Après son coup d'Etat, le général Mobutu créé une télévision nationale
et lance son mouvement culturel "d'authenticité" au début des années
1970. La production d'actualités est placée sous son contrôle. Ce n'est
qu'après 1989, lorsqu'il est contraint de rétablir le multipartisme,
qu'un espace public s'ouvre enfin pour les radios et les télévisions.

Vers le milieu des années 1990, la loi sur la presse permet la création
de chaînes privées. Des jeunes formés à l'étranger rentrent au pays et
se lancent dans la réalisation de films ou de reportages. Le théâtre
filmé, mais aussi les feuilletons produits au Nigeria ou au Ghana
envahissent les écrans au Congo.

"Aujourd'hui, il n'existe plus qu'une salle de cinéma
polyvalente à Kinshasa", la capitale congolaise, souligne Convents.
"Mais il y a beaucoup d'endroits qui possèdent une petite salle pour
visionner des DVD, c'est une autre manière de voir les films. Il y a
aussi des festivals, du cinéma ambulant, 20 à 30 chaînes de télévision.
L'image est partout. On diffuse des productions théâtrales filmées, des
clips vidéo, des publicités".

"L'Etat n'a pas réellement de politique cinématographique, mais dans
chaque ville, on fait des images. Aujourd'hui, la caméra digitale est
un symbole de richesse. Mais pour chaque mariage, on veut un vidéaste,
par exemple. Et chaque chanteur veut son clip, chaque commerce sa
publicité", ajoute l’auteur. Pour l'historien, l'idée qui voudrait
qu'un cinéma congolais n'ait jamais existé, doit donc être nuancée.

Si la politique du gouvernement colonial, puis celle du président
Mobutu n'ont pas favorisé un "libre accès" au cinéma, il y a bien eu
une production cinématographique avant et après l'indépendance, affirme
le livre de Convents, et elle ne peut être ignorée car elle a son
importance, et elle a marqué les imaginaires.

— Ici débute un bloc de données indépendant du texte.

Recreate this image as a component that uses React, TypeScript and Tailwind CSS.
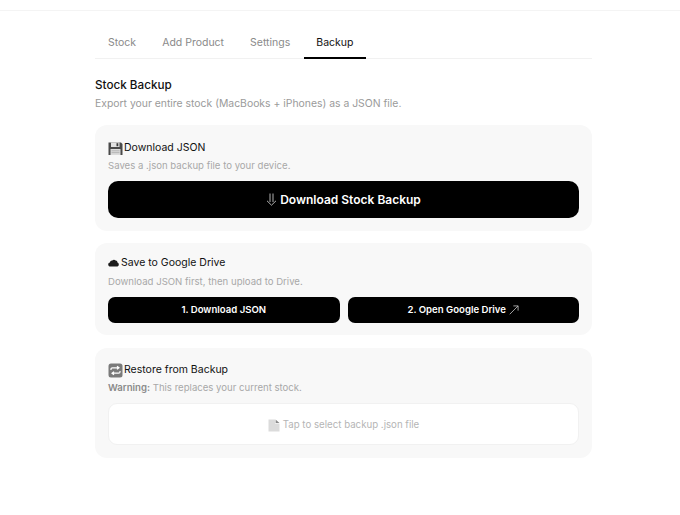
function Floppy() {
  return (
    <svg width="15" height="15" viewBox="0 0 15 15" className="mr-[1px] shrink-0">
      <path d="M0.5 1.5 H13 L14.5 3 V14 H0.5 Z" fill="#4a4a4a" />
      <rect x="3" y="1.5" width="8.5" height="4.5" fill="#e2e2e2" />
      <rect x="8.5" y="2.2" width="1.8" height="3" fill="#3a3a3a" />
      <rect x="2.5" y="8" width="10" height="6" fill="#dcdcdc" />
      <rect x="3.5" y="9.5" width="8" height="0.7" fill="#a5a5a5" />
      <rect x="3.5" y="11.4" width="8" height="0.7" fill="#a5a5a5" />
    </svg>
  );
}
function Cloud() {
  return (
    <svg width="11" height="8" viewBox="0 0 11 8" className="mr-[2px] shrink-0">
      <path d="M2.6 7.6 C1 7.6 0.2 6.6 0.2 5.5 C0.2 4.4 1 3.7 1.9 3.6 C2.1 2.2 3.2 1.4 4.3 1.6 C5 0.6 6.7 0.4 7.6 1.6 C8.7 1.5 9.5 2.5 9.4 3.5 C10.3 3.8 10.8 4.5 10.8 5.4 C10.8 6.7 9.9 7.6 8.6 7.6 Z" fill="#1c1c1c" />
    </svg>
  );
}
function Repeat() {
  return (
    <svg width="15" height="15" viewBox="0 0 15 15" className="mr-[1px] shrink-0">
      <rect x="0.5" y="0.5" width="14" height="14" rx="2.5" fill="#7a7a7a" />
      <path d="M3 7 V6 Q3 4.8 4.3 4.8 H10.5 M9 3.2 L11 4.8 L9 6.4" fill="none" stroke="#fff" strokeWidth="1.2" />
      <path d="M12 8 V9 Q12 10.2 10.7 10.2 H4.5 M6 8.6 L4 10.2 L6 11.8" fill="none" stroke="#fff" strokeWidth="1.2" />
    </svg>
  );
}
function Doc() {
  return (
    <svg width="12" height="13" viewBox="0 0 12 13" className="mr-[3px] shrink-0">
      <path d="M0.5 0.5 H7 L7 4.5 H11.5 V12.5 H0.5 Z" fill="#dbdbdb" />
      <path d="M7.6 0.5 L11.5 4 H7.6 Z" fill="#8a8a8a" />
    </svg>
  );
}
function DoubleDown() {
  return (
    <svg width="11" height="13" viewBox="0 0 11 13" className="mr-[3px] shrink-0">
      <path d="M4 0.5 V9 M7 0.5 V9 M1 7.8 L5.5 12.2 L10 7.8" fill="none" stroke="#b0b0b0" strokeWidth="1" />
    </svg>
  );
}
function NorthEast() {
  return (
    <svg width="10" height="10" viewBox="0 0 11 11" className="ml-[3px] shrink-0">
      <path d="M0.8 10.2 L10 1 M4.8 1 H10 V6.2" fill="none" stroke="#c0c0c0" strokeWidth="0.9" />
    </svg>
  );
}

const tab = "-mb-px px-[13px] pt-[5px]";

export default function App() {
  return (
    <div className="min-h-[515px] bg-white font-['Inter','Noto_Sans',sans-serif] text-[#111]">
      <div className="h-[11px] border-b border-[#f4f4f4]" />
      <main className="ml-[95px] w-[497px]">
        <nav className="mt-[19px] flex h-[29px] border-b border-[#f1f1f1] text-[10.5px] leading-[16px] text-[#8a8a8a]">
          <span className={tab}>Stock</span>
          <span className={tab}>Add Product</span>
          <span className={tab}>Settings</span>
          <span className="-mb-px ml-px border-b-2 border-black pt-[5px] pr-[13px] pl-[12px] text-[#111]">Backup</span>
        </nav>
        <h2 className="mt-[18px] text-[11.7px] leading-[16px] font-medium">Stock Backup</h2>
        <p className="mt-[3px] text-[10.4px] leading-[16px] text-[#9a9a9a]">Export your entire stock (MacBooks + iPhones) as a JSON file.</p>

        <section className="mt-[13px] rounded-[12px] bg-[#f8f8f8] px-[13px] pt-[15px] pb-[13px]">
          <h3 className="flex items-center text-[10.5px] leading-[16px]"><Floppy />Download JSON</h3>
          <p className="mt-[3px] text-[9.6px] leading-[14px] text-[#a8a8a8]">Saves a .json backup file to your device.</p>
          <button className="mt-[8px] flex h-[37px] w-full items-center justify-center rounded-[10px] bg-black text-[12px] font-semibold text-white"><DoubleDown />Download Stock Backup</button>
        </section>

        <section className="mt-[12px] rounded-[12px] bg-[#f8f8f8] px-[13px] pt-[12px] pb-[12px]">
          <h3 className="flex items-center text-[10.5px] leading-[16px]"><Cloud />Save to Google Drive</h3>
          <p className="mt-[4px] text-[9.6px] leading-[14px] text-[#a8a8a8]">Download JSON first, then upload to Drive.</p>
          <div className="mt-[8px] grid grid-cols-2 gap-[8px]">
            <button className="h-[26px] rounded-[7px] bg-black text-[9.6px] font-semibold text-white">1. Download JSON</button>
            <button className="flex h-[26px] items-center justify-center rounded-[7px] bg-black text-[9.6px] font-semibold text-white">2. Open Google Drive<NorthEast /></button>
          </div>
        </section>

        <section className="mt-[13px] rounded-[12px] bg-[#f8f8f8] px-[13px] pt-[14px] pb-[13px]">
          <h3 className="flex items-center text-[10.5px] leading-[16px]"><Repeat />Restore from Backup</h3>
          <p className="mt-[3px] text-[9.6px] leading-[14px] text-[#a8a8a8]"><b className="font-semibold text-[#8a8a8a]">Warning:</b> This replaces your current stock.</p>
          <div className="mt-[8px] flex h-[42px] items-center justify-center rounded-[9px] border border-[#f1f1f1] bg-white pt-[2px] text-[9.7px] text-[#b5b5b5]"><Doc />Tap to select backup .json file</div>
        </section>
      </main>
    </div>
  );
}
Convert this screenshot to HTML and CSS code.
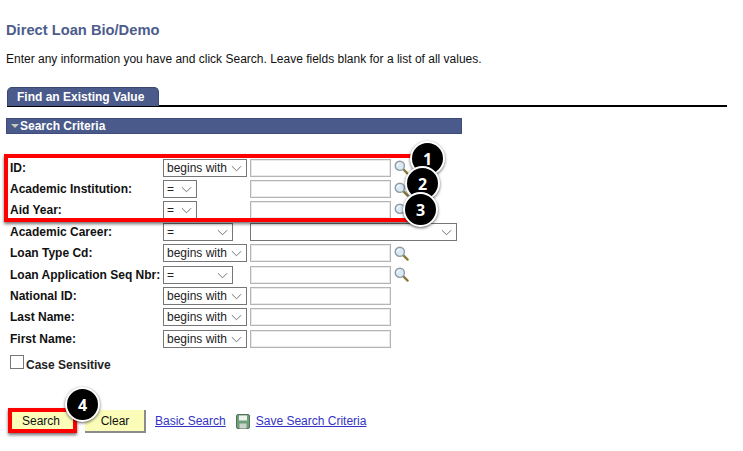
FILE: index.html
```html
<!DOCTYPE html>
<html lang="en">
<head>
<meta charset="utf-8">
<title>Direct Loan Bio/Demo</title>
<link rel="stylesheet" href="styles.css">
</head>
<body>
<svg class="defs" width="0" height="0" aria-hidden="true">
  <symbol id="lens" viewBox="0 0 16 16">
    <line x1="9.5" y1="9.5" x2="14.5" y2="14.5" stroke="#8a7a3a" stroke-width="2.4" stroke-linecap="round"/>
    <circle cx="6.2" cy="6.2" r="4.9" fill="#dbe9f2" stroke="#8c9ca8" stroke-width="1.5"/>
    <path d="M3.5 6a2.8 2.8 0 0 1 2.5-2.6" fill="none" stroke="#fff" stroke-width="1.2"/>
  </symbol>
  <symbol id="chev" viewBox="0 0 12 7">
    <path d="M1 1l5 5 5-5" fill="none" stroke="#666" stroke-width="1"/>
  </symbol>
</svg>
<main class="page">
  <h1 class="title">Direct Loan Bio/Demo</h1>
  <p class="intro">Enter any information you have and click Search. Leave fields blank for a list of all values.</p>
  <div class="tabs"><span class="tab">Find an Existing Value</span></div>
  <div class="band"><span class="caret"></span>Search Criteria</div>
  <div class="form">
    <label>ID:</label>
    <span class="sel w-b">begins with<svg class="chev"><use href="#chev"/></svg></span>
    <span class="inp"></span><svg class="lens"><use href="#lens"/></svg>

    <label>Academic Institution:</label>
    <span class="sel w-s">=<svg class="chev"><use href="#chev"/></svg></span>
    <span class="inp"></span><svg class="lens"><use href="#lens"/></svg>

    <label>Aid Year:</label>
    <span class="sel w-s">=<svg class="chev"><use href="#chev"/></svg></span>
    <span class="inp"></span><svg class="lens"><use href="#lens"/></svg>

    <label>Academic Career:</label>
    <span class="sel w-m">=<svg class="chev"><use href="#chev"/></svg></span>
    <span class="sel w-l"><svg class="chev"><use href="#chev"/></svg></span><span></span>

    <label>Loan Type Cd:</label>
    <span class="sel w-b">begins with<svg class="chev"><use href="#chev"/></svg></span>
    <span class="inp"></span><svg class="lens"><use href="#lens"/></svg>

    <label>Loan Application Seq Nbr:</label>
    <span class="sel w-m">=<svg class="chev"><use href="#chev"/></svg></span>
    <span class="inp"></span><svg class="lens"><use href="#lens"/></svg>

    <label>National ID:</label>
    <span class="sel w-b">begins with<svg class="chev"><use href="#chev"/></svg></span>
    <span class="inp"></span><span></span>

    <label>Last Name:</label>
    <span class="sel w-b">begins with<svg class="chev"><use href="#chev"/></svg></span>
    <span class="inp"></span><span></span>

    <label>First Name:</label>
    <span class="sel w-b">begins with<svg class="chev"><use href="#chev"/></svg></span>
    <span class="inp"></span><span></span>
  </div>
  <div class="case"><span class="check"></span><span>Case Sensitive</span></div>
  <div class="actions">
    <span class="btn btn-search">Search</span>
    <span class="btn btn-clear">Clear</span>
    <a class="link" href="#">Basic Search</a>
    <svg class="save" viewBox="0 0 14 15" aria-hidden="true">
      <rect x="0.5" y="0.5" width="13" height="14" rx="1.5" fill="#6f9f78" stroke="#55715c"/>
      <rect x="3" y="1.5" width="8" height="5" fill="#eef3ee"/>
      <rect x="3.5" y="9.5" width="7" height="5" fill="#c9d3cb"/>
    </svg>
    <a class="link" href="#">Save Search Criteria</a>
  </div>
</main>
<div class="mark mark-fields"></div>
<div class="mark mark-search"></div>
<span class="num n1">1</span>
<span class="num n2">2</span>
<span class="num n3">3</span>
<span class="num n4">4</span>
</body>
</html>
```
FILE: styles.css
```css
* { box-sizing: border-box; }
html, body { margin: 0; padding: 0; background: #fff; }
body {
  width: 743px; height: 451px; overflow: hidden; position: relative;
  font-family: "Liberation Sans", Arial, sans-serif; font-size: 12px; color: #000;
}
.defs { position: absolute; }
.page { padding: 22px 0 0 6px; }
.title { margin: 0; font-size: 14.7px; line-height: 16px; font-weight: bold; color: #4d5c8c; }
.intro { margin: 14px 0 0; font-size: 12px; line-height: 14px; color: #111; }
.tabs { margin: 21px 0 0 1px; height: 20px; border-bottom: 2px solid #000; width: 720px; }
.tab {
  display: inline-block; height: 19px; width: 152px; padding: 2px 0 0 9px;
  background: #4a5a8a; color: #fff; font-weight: bold; font-size: 12px; line-height: 15px;
  border-radius: 5px 5px 0 0; border: 1px solid #3b4872; border-bottom: 0;
}
.band {
  display: flex; align-items: center; margin: 11px 0 0; width: 456px; height: 16px;
  background: #4a5a8a; color: #fff; font-weight: bold; font-size: 12px;
  padding: 0 0 0 4px; border: 1px solid #3f4d7c;
}
.caret {
  width: 0; height: 0; margin: 0 1px 0 0;
  border-left: 4px solid transparent; border-right: 4px solid transparent; border-top: 4px solid #c9c9b8;
}
.form {
  display: grid; margin: 23px 0 0 4px;
  grid-template-columns: 153px 87px 143px 20px;
  grid-auto-rows: 21.4px; align-items: center; justify-items: start; width: 403px;
}
.form label { font-weight: bold; font-size: 12px; color: #111; white-space: nowrap; }
.sel {
  position: relative; display: block; height: 18px; border: 1px solid #767676; background: #fff;
  padding-left: 3px; font-size: 12px; line-height: 17px; color: #222;
}
.w-b { width: 84px; }
.w-s { width: 34px; }
.w-m { width: 70px; }
.w-l { width: 207px; margin-right: -85px; }
.chev { position: absolute; right: 4px; top: 5px; width: 11px; height: 7px; }
.inp { display: block; width: 141px; height: 18px; border: 1px solid #b4b4b4; box-shadow: inset 0 0 0 1px #eaeaea; background: #fff; }
.lens { width: 15px; height: 15px; margin: 0 0 0 1px; }
.case { display: flex; align-items: center; gap: 2px; margin: 6px 0 0 4px; font-weight: bold; font-size: 12px; color: #222; }
.check { width: 14px; height: 14px; border: 1px solid #777; background: #fff; margin-top: -3px; }
.case span:last-child { margin-top: 2px; }
.actions { display: flex; align-items: center; margin: 38px 0 0 3px; }
.btn {
  display: block; height: 23px; text-align: center; font-size: 12px; line-height: 23px; color: #111;
  background: #fafcb8; border-right: 2px solid #8b8b8b; border-bottom: 2px solid #8b8b8b;
}
.btn-search { width: 66px; }
.btn-clear { width: 61px; margin-left: 10px; padding-left: 1px; }
.link { color: #3333c4; font-size: 12px; text-decoration: underline; }
.btn-clear + .link { margin-left: 9px; }
.save { width: 14px; height: 15px; margin: 0 6px 0 10px; }
.mark { position: absolute; border: 4px solid #f00; box-shadow: 0 2px 3px rgba(0,0,0,.55); }
.mark-fields { left: 4px; top: 154px; width: 418px; height: 68px; }
.mark-search { left: 8px; top: 408px; width: 69px; height: 25px; }
.num {
  position: absolute; width: 35px; height: 35px; border-radius: 50%;
  background: #000; color: #fff; border: 2px solid #fff; box-shadow: 0 1px 3px rgba(0,0,0,.6);
  display: flex; align-items: center; justify-content: center;
  font-family: "Open Sans", sans-serif; font-weight: bold; font-size: 16px;
}
.n1 { left: 410px; top: 141px; }
.n2 { left: 405px; top: 166px; }
.n3 { left: 403px; top: 192px; }
.n4 { left: 65px; top: 387px; }
```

Guido Convents est actuellement en République démocratique du Congo
(RDC) pour une série de conférences sur son livre, à l'occasion du
Festival international du film et des écrits (Fife) à Kinshasa et dans
le Bas-Congo (ouest du pays), qui se tient du 26 novembre au 4
décembre, et dont l'objectif est la relance, la reconnaissance et la
re-dynamisation du secteur du cinéma et des arts visuels en RDC.